А все из-за чего? Из-за нескольких видеокадров. Какие-то шесть
секунд, промелькнувшие на экране невесть сколько лет
назад, могут омрачить чисто конкретному персонажу, скажем, отдых на Кипре.
(Кстати, верней, некстати: вроде бы это тот самый генерал Б.,
который, согласно давнишнему репортажу Политковской, первым сообразил, куда
сажать допрашиваемых зачищенных — в выгребные ямы
шестиметровой глубины.)
Вот я и говорю: не за то, что помнила, кто и как начал первую
чеченскую и вторую и как велись эти войны; и знала, отчего умерли зрители
мюзикла «Норд-Ост»; и понимала, кто приговорил погибнуть заложников бесланской
школы № 1.
Мало ли кто и что помнит или подозревает, или даже понимает. Не
убивать же всех таких. И всех таких пока не убивают. И даже на тех, кто
бормочет свои соображения вслух, — плюют.

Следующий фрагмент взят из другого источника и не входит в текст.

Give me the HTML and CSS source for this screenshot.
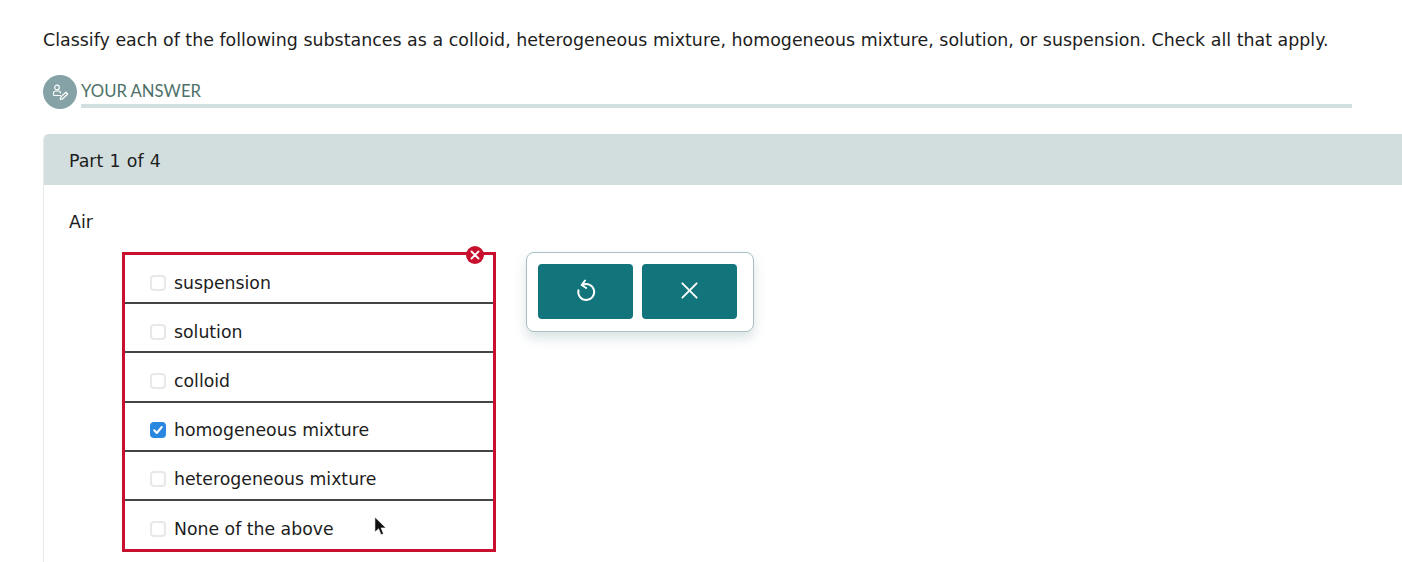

Но она собирала документы. И устанавливала факты. Реально опасные для реальных лиц.
Которым реально обидно за державу:
которую какая-то Политковская покушалась лишить самого ценного — их.
Они, естественно, предпочли, чтобы держава лишилась — ее.
Конечно, можно было избежать этого убийства. Обезопасить державу
от публикаций Политковской. Легко. Стоило только самим расследовать и
самим опубликовать: отчего умерли
зрители мюзикла и про все остальное.
Дескать, так и так. Затянуть бессмертную песенку: хотели,
дескать, как лучше, и проч.
Да, видно, нельзя.
Плюс круговая порука.
Поэтому — любой ценой стоять на своем:
скажем, зрители мюзикла скончались от хронических своих заболеваний. А кто
сомневается, тот — враг. А если враг не продается — патриот не промахнется.
То есть работа Политковской была несовместима с жизнью. В частности — с нашей, господа просвещенные сограждане. С
вашей, с моей. Мы так и жили — как будто ее нет.
А теперь будем жить так,
словно ее не было.
Пускай выступает на облаках. В Трибунале Убитых. Где
председатель — Старовойтова, судьи — Сахаров, Юшенков, Щекочихин, Юдина. И
Холодов. И Боровик. И туркменская девочка Хуршеда.
И та женщина из поселка Алды. И все другие.